* **Records with interface code**
# # #
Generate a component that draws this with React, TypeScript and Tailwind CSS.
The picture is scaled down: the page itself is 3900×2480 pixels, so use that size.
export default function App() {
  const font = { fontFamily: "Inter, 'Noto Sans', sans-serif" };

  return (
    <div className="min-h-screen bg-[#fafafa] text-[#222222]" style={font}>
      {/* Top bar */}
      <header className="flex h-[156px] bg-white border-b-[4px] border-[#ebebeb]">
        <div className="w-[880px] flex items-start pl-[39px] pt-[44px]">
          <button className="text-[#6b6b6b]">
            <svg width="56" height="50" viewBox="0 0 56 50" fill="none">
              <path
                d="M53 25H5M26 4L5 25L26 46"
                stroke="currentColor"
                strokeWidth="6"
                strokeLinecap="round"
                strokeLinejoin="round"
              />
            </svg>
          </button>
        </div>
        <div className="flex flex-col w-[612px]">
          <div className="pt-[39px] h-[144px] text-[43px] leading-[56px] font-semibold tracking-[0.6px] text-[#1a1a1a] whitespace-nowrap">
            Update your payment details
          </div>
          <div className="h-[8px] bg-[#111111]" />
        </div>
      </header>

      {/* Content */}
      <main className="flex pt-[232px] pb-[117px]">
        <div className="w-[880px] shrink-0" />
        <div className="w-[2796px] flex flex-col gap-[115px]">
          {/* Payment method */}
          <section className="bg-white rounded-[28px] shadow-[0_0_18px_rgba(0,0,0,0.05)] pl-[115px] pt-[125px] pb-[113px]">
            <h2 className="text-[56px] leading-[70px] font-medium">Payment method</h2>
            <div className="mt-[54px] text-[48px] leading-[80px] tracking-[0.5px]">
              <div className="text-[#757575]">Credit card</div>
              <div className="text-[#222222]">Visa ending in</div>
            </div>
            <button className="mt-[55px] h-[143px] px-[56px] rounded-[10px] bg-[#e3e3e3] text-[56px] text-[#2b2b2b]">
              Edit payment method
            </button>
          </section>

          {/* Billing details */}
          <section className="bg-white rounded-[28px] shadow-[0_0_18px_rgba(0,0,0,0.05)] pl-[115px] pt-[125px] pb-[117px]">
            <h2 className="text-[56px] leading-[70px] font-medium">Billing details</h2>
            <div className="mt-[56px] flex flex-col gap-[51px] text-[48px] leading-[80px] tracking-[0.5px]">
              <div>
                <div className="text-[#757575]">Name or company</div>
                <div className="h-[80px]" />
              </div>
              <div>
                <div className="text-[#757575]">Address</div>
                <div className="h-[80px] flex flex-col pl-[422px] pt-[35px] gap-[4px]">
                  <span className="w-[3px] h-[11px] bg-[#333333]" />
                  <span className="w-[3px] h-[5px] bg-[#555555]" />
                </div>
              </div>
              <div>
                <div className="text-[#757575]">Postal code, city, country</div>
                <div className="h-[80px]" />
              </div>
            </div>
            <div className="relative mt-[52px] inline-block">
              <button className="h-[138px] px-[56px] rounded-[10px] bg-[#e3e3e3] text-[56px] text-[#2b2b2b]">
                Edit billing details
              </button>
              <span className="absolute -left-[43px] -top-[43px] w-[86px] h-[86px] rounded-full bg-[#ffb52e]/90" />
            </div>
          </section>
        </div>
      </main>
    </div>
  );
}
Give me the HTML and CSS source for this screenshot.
# # #
* **Short exercise**
Write out the entries in full, exactly as given.

* **Answer in full**
Generate a component that draws this with React, TypeScript and Tailwind CSS.
The picture is scaled down: the page itself is 3900×2480 pixels, so use that size.
export default function App() {
  const font = { fontFamily: "Inter, 'Noto Sans', sans-serif" };

  return (
    <div className="min-h-screen bg-[#fafafa] text-[#222222]" style={font}>
      {/* Top bar */}
      <header className="flex h-[156px] bg-white border-b-[4px] border-[#ebebeb]">
        <div className="w-[880px] flex items-start pl-[39px] pt-[44px]">
          <button className="text-[#6b6b6b]">
            <svg width="56" height="50" viewBox="0 0 56 50" fill="none">
              <path
                d="M53 25H5M26 4L5 25L26 46"
                stroke="currentColor"
                strokeWidth="6"
                strokeLinecap="round"
                strokeLinejoin="round"
              />
            </svg>
          </button>
        </div>
        <div className="flex flex-col w-[612px]">
          <div className="pt-[39px] h-[144px] text-[43px] leading-[56px] font-semibold tracking-[0.6px] text-[#1a1a1a] whitespace-nowrap">
            Update your payment details
          </div>
          <div className="h-[8px] bg-[#111111]" />
        </div>
      </header>

      {/* Content */}
      <main className="flex pt-[232px] pb-[117px]">
        <div className="w-[880px] shrink-0" />
        <div className="w-[2796px] flex flex-col gap-[115px]">
          {/* Payment method */}
          <section className="bg-white rounded-[28px] shadow-[0_0_18px_rgba(0,0,0,0.05)] pl-[115px] pt-[125px] pb-[113px]">
            <h2 className="text-[56px] leading-[70px] font-medium">Payment method</h2>
            <div className="mt-[54px] text-[48px] leading-[80px] tracking-[0.5px]">
              <div className="text-[#757575]">Credit card</div>
              <div className="text-[#222222]">Visa ending in</div>
            </div>
            <button className="mt-[55px] h-[143px] px-[56px] rounded-[10px] bg-[#e3e3e3] text-[56px] text-[#2b2b2b]">
              Edit payment method
            </button>
          </section>

          {/* Billing details */}
          <section className="bg-white rounded-[28px] shadow-[0_0_18px_rgba(0,0,0,0.05)] pl-[115px] pt-[125px] pb-[117px]">
            <h2 className="text-[56px] leading-[70px] font-medium">Billing details</h2>
            <div className="mt-[56px] flex flex-col gap-[51px] text-[48px] leading-[80px] tracking-[0.5px]">
              <div>
                <div className="text-[#757575]">Name or company</div>
                <div className="h-[80px]" />
              </div>
              <div>
                <div className="text-[#757575]">Address</div>
                <div className="h-[80px] flex flex-col pl-[422px] pt-[35px] gap-[4px]">
                  <span className="w-[3px] h-[11px] bg-[#333333]" />
                  <span className="w-[3px] h-[5px] bg-[#555555]" />
                </div>
              </div>
              <div>
                <div className="text-[#757575]">Postal code, city, country</div>
                <div className="h-[80px]" />
              </div>
            </div>
            <div className="relative mt-[52px] inline-block">
              <button className="h-[138px] px-[56px] rounded-[10px] bg-[#e3e3e3] text-[56px] text-[#2b2b2b]">
                Edit billing details
              </button>
              <span className="absolute -left-[43px] -top-[43px] w-[86px] h-[86px] rounded-full bg-[#ffb52e]/90" />
            </div>
          </section>
        </div>
      </main>
    </div>
  );
}
Give me the HTML and CSS source for this screenshot.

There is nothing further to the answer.